You will find something good here. Just look hard. Most likely, it won't be in the glass-countered, boutique area up front containing all the "highly collectable and valuable"(wink, wink) stuff. You might find a treasure. Who knows? Stuff is only really worth what you think it's worth, right? Would you rather have a 1961 Don Drysdale baseball card or an old book that used to be on the coffee table at your grandma's house that you always remembered for some reason?
In the past I've found great records, weird desk stuff, an odd piece of clothing here and there, and wall stuff (posters, art, frames, plaques). There's a seperate section for "wooden" stuff if you're into painting over stuff and making it your own "thing". The prices are pretty dern good and if something's been there for a while, they'll mark it down. I'm waiting for this to go down a dollar. Always wanted one, but there's no way I'm spending $4.98 on it.
Again, wear headphones if you got 'em. There's usually a radio station on and they keep interrupting the music with all-important announcements concerning an employee that needs to either go up front or to the back. I also hate when an 18 minute block of commercials comes on the store speakers and we all have to listen to them together.

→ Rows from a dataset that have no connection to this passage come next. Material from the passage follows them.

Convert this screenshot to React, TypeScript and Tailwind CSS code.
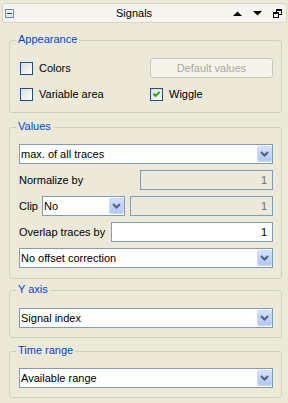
import type { ReactNode } from "react"

function Chevron() {
  return (
    <svg width="9" height="6" viewBox="0 0 9 6">
      <polyline points="1,1 4.5,4.5 8,1" fill="none" stroke="#4d6185" strokeWidth="2" />
    </svg>
  )
}

function Combo({ text, className = "" }: { text: string; className?: string }) {
  return (
    <div className={`flex h-[20px] items-center border border-[#7f9db9] bg-white pl-[1px] ${className}`}>
      <span className="flex-1 truncate">{text}</span>
      <span className="flex h-[16px] w-[15px] items-center justify-center rounded-[2px] border border-[#c9d7fb] bg-linear-to-b from-[#d3dffd] to-[#b4c7f6]">
        <Chevron />
      </span>
    </div>
  )
}

function Field({ value, disabled, className = "" }: { value: string; disabled?: boolean; className?: string }) {
  return (
    <div
      className={`flex h-[20px] items-center justify-end border border-[#7f9db9] pr-[5px] ${
        disabled ? "bg-[#ebe9dc] text-[#6d6d6d]" : "bg-white text-black"
      } ${className}`}
    >
      {value}
    </div>
  )
}

function Check({ label, checked }: { label: string; checked?: boolean }) {
  return (
    <div className="flex h-[20px] items-center">
      <span className="flex h-[13px] w-[13px] items-center justify-center border border-[#1c5180] bg-linear-to-br from-[#dcdcd7] to-white">
        {checked && (
          <svg width="7" height="7" viewBox="0 0 7 7">
            <path d="M0.5 2.8 L2.6 4.9 L6.6 0.9" fill="none" stroke="#21a121" strokeWidth="2" />
          </svg>
        )}
      </span>
      <span className="ml-[6px]">{label}</span>
    </div>
  )
}

function Group({ title, className = "", children }: { title: string; className?: string; children: ReactNode }) {
  return (
    <div className={`relative ml-[9px] mr-[6px] rounded-[3px] border border-[#d0d0bf] pl-[9px] pr-[8px] ${className}`}>
      <span className="absolute -top-[8px] left-[6px] bg-[#ece9d8] px-[2px] text-[#0046d5]">{title}</span>
      {children}
    </div>
  )
}

export default function App() {
  return (
    <div className="h-[403px] w-[288px] overflow-hidden bg-[#ece9d8] font-['Liberation_Sans',Arial,sans-serif] text-[11px] leading-[13px] text-black">
      {/* dock title bar */}
      <div className="ml-[2px] mr-[1px] mt-[3px] flex h-[20px] items-center rounded-[3px] border border-[#d8d5c6] bg-[#f5f4ee]">
        <span className="ml-[2px] flex h-[9px] w-[9px] items-center justify-center border border-[#7088bb] bg-linear-to-b from-white to-[#dde4f2]">
          <span className="h-[1px] w-[5px] bg-[#2a3a5c]" />
        </span>
        <span className="ml-[102px]">Signals</span>
        <div className="flex-1" />
        <svg width="9" height="5" viewBox="0 0 9 5" className="mr-[11px]">
          <polygon points="0,5 4.5,0.5 9,5" fill="#000" />
        </svg>
        <svg width="9" height="5" viewBox="0 0 9 5" className="mr-[11px]">
          <polygon points="0,0 9,0 4.5,4.5" fill="#000" />
        </svg>
        <svg width="9" height="9" viewBox="0 0 9 9" shapeRendering="crispEdges" className="mr-[4px]">
          <path
            d="M3 0h6v2h-6z M8 2h1v4h-1z M6 5h2v1h-2z M3 2h1v1h-1z M0 3h6v2h-6z M0 5h1v4h-1z M5 5h1v4h-1z M1 8h4v1h-4z"
            fill="#000"
          />
        </svg>
      </div>

      <Group title="Appearance" className="mt-[17px] pb-[8px] pt-[17px]">
        <div className="grid grid-cols-[131px_1fr] gap-y-[6px]">
          <div className="pl-[1px]">
            <Check label="Colors" />
          </div>
          <div className="flex h-[20px] items-center justify-center rounded-[3px] border border-[#c9c7ba] bg-[#f5f4ea] text-[#aca899]">
            Default values
          </div>
          <div className="pl-[1px]">
            <Check label="Variable area" />
          </div>
          <Check label="Wiggle" checked />
        </div>
      </Group>

      <Group title="Values" className="mt-[14px] pb-[10px] pt-[16px]">
        <div className="flex flex-col gap-[6px]">
          <Combo text="max. of all traces" />
          <div className="flex items-center">
            <span>Normalize by</span>
            <Field value="1" disabled className="ml-auto w-[133px]" />
          </div>
          <div className="flex items-center">
            <span className="w-[23px]">Clip</span>
            <Combo text="No" className="w-[83px]" />
            <Field value="1" disabled className="ml-[5px] flex-1" />
          </div>
          <div className="flex items-center">
            <span>Overlap traces by</span>
            <Field value="1" className="ml-auto w-[162px]" />
          </div>
          <Combo text="No offset correction" />
        </div>
      </Group>

      <Group title="Y axis" className="mt-[11px] pb-[9px] pt-[17px]">
        <Combo text="Signal index" />
      </Group>

      <Group title="Time range" className="mt-[13px] pb-[9px] pt-[16px]">
        <Combo text="Available range" />
      </Group>
    </div>
  )
}
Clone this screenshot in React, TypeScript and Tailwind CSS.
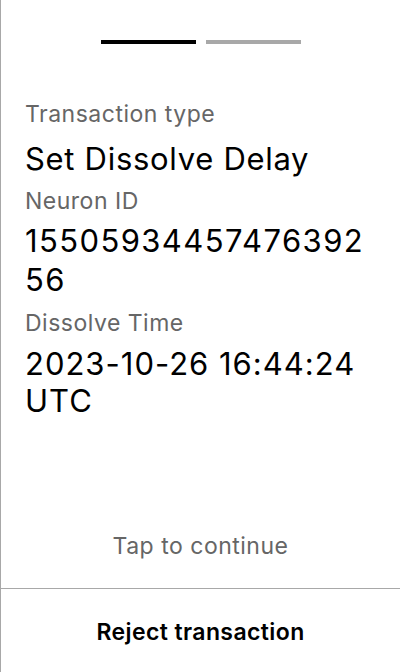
export default function App() {
  return (
    <div
      className="flex h-[672px] w-[400px] flex-col border-l border-[#a8a8a8] bg-white text-black"
      style={{ fontFamily: 'Inter, "Noto Sans", sans-serif' }}
    >
      {/* Step indicator */}
      <div className="flex justify-center gap-[10px] pt-[40px]">
        <div className="h-[4px] w-[95px] bg-black" />
        <div className="h-[4px] w-[95px] bg-[#a8a8a8]" />
      </div>

      {/* Details */}
      <div className="mt-[56px] px-[24px]">
        <div className="text-[23px] leading-[28px] tracking-[0.5px] text-[#666]">Transaction type</div>
        <div className="mt-[12px] text-[31px] leading-[38px] tracking-[0.7px]">Set Dissolve Delay</div>

        <div className="mt-[9px]">
          <div className="text-[23px] leading-[28px] tracking-[0.5px] text-[#666]">Neuron ID</div>
          <div className="mt-[6px] break-all text-[31px] leading-[39px] tracking-[1.4px]">
            1550593445747639256
          </div>
        </div>

        <div className="mt-[10px]">
          <div className="text-[23px] leading-[28px] tracking-[0.5px] text-[#666]">Dissolve Time</div>
          <div className="mt-[8px] text-[31px] leading-[37px] tracking-[1px]">
            2023-10-26 16:44:24 UTC
          </div>
        </div>
      </div>

      <div className="flex-1" />

      <div className="pb-[28px] text-center text-[23px] leading-[28px] tracking-[0.5px] text-[#666]">
        Tap to continue
      </div>

      <div className="flex h-[84px] items-center justify-center border-t border-[#a8a8a8] pt-[3px]">
        <span className="text-[23px] font-semibold tracking-[0.4px]">Reject transaction</span>
      </div>
    </div>
  );
}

All the typical customers are here:
- the hoarders
- the know-it-alls
- the mother of 14s
- the Mr. Fix-its
- the creepy stare stalkers
- the "thripsters" (thrifting hipsters)
- the price gaspers ("It's HOW MUCH?!)
- the feisty tots
- the dumpy bumpers
- the treasure trolls
- the fart & darters
- the merchandise smashers
and last, but not least....
- the solitary Asian man that has his hands clasped behind his back that looks at everything with the greatest of interest, yet rarely unclasps his hands to touch an object
You'll enjoy this store. If you don't see anything worth buying, just take a picture of it. Do you really need more useless, thrift store crap?